On Enterprise plans, request.cf.botManagement provides the full classification. On Free and Pro plans, Cloudflare's managed "AI Scrapers and
Crawlers" rules handle detection upstream - the Worker checks whether the request was flagged.
export default {
async fetch(request, env, ctx) {
// Pass request to origin immediately
const response = await fetch(request);
const cf = request.cf;
const bm = cf?.botManagement || {};
const isAiBot = bm.score < 30 || bm.verifiedBot;
if (isAiBot) {
// Map Cloudflare's category to OA bot_category
const categoryMap = {
'AI Crawler': 'training',
'AI Assistant': 'inference',
'AI Search': 'search',
};
const botCategory = categoryMap[cf?.verifiedBotCategory] || 'training';
const event = {
type: 'content_retrieved',
timestamp: new Date().toISOString(),
content_url: request.url,
source_role: 'edge',
oa_telemetry_id: request.headers.get('OA-Telemetry-ID') || undefined,
data: {
user_agent: request.headers.get('user-agent'),
bot_category: botCategory,
verified: bm.verifiedBot || false,
asn: cf?.asn,
asn_org: cf?.asOrganization,
country: cf?.country,
ja4: bm.ja4,
},
};
// Fire and forget - does not block response
ctx.waitUntil(
fetch(env.OA_TELEMETRY_ENDPOINT, {
method: 'POST',
headers: {
'Content-Type': 'application/json',
'X-API-Key': env.OA_API_KEY,
},
body: JSON.stringify({ events: [event] }),
})
);
}
return response;
},
};Enrichment signals
These Cloudflare edge signals are available to the Worker and map into OA event fields:
| Cloudflare signal | OA field | Plan |
|---|---|---|
request.headers['user-agent'] | user_agent | All |
request.headers['OA-Telemetry-ID'] | oa_telemetry_id | All |
cf.asn | asn | All |
cf.asOrganization | asn_org | All |
cf.country | country | All |
botManagement.verifiedBot | verified | Enterprise |
botManagement.score | bot_score | Enterprise |
botManagement.ja4 | ja4 | Enterprise |
Access gating
Separate from telemetry, the Worker (or a WAF rule on Enterprise) can conditionally block AI
agents that don't include the OA-Telemetry-ID header:
(cf.bot_management.verified_bot) and (not http.request.headers["OA-Telemetry-ID"])Agents that participate in the protocol get access.

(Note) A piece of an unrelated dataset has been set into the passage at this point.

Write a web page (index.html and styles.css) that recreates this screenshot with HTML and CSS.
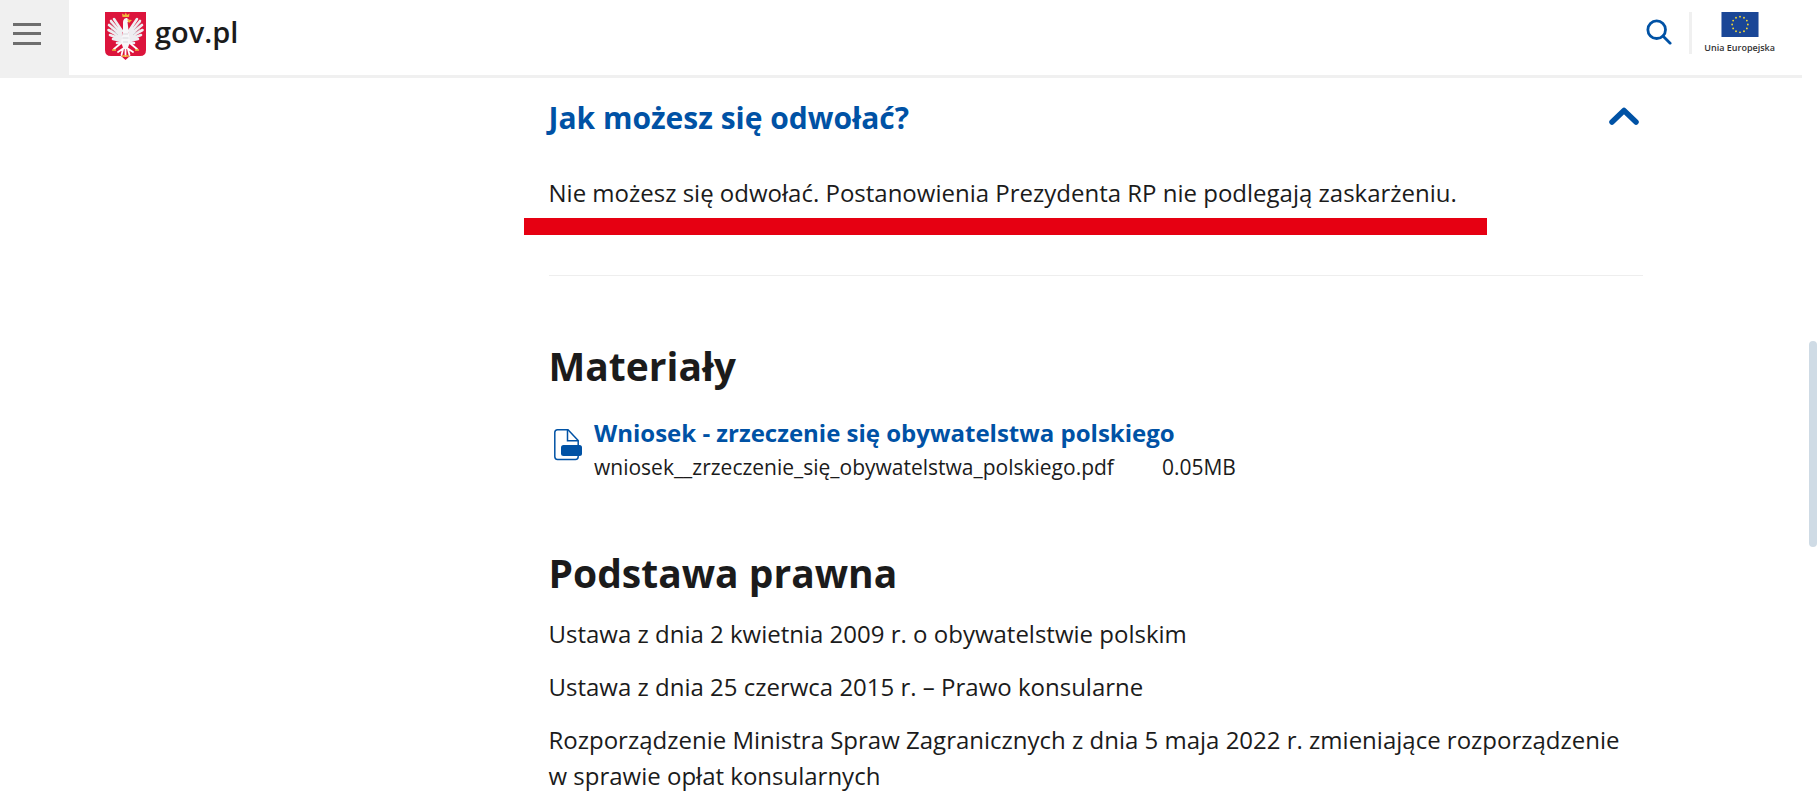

Agents that don't get a 403 with a response explaining how to participate.
Configuration
| Variable | Description | Default |
|---|---|---|
OA_API_KEY | Your OpenAttribution API key (set via wrangler secret put) | Required (secret) |
OA_TELEMETRY_ENDPOINT | Edge events endpoint URL | https://api.openattribution.org/api/v1/telemetry/edge/events |
Publishers not currently on Cloudflare can proxy traffic through a free Cloudflare account. The proxy adds sub-50ms of latency and immediately unlocks bot classification and Security Analytics. The OA Worker can then be deployed on top.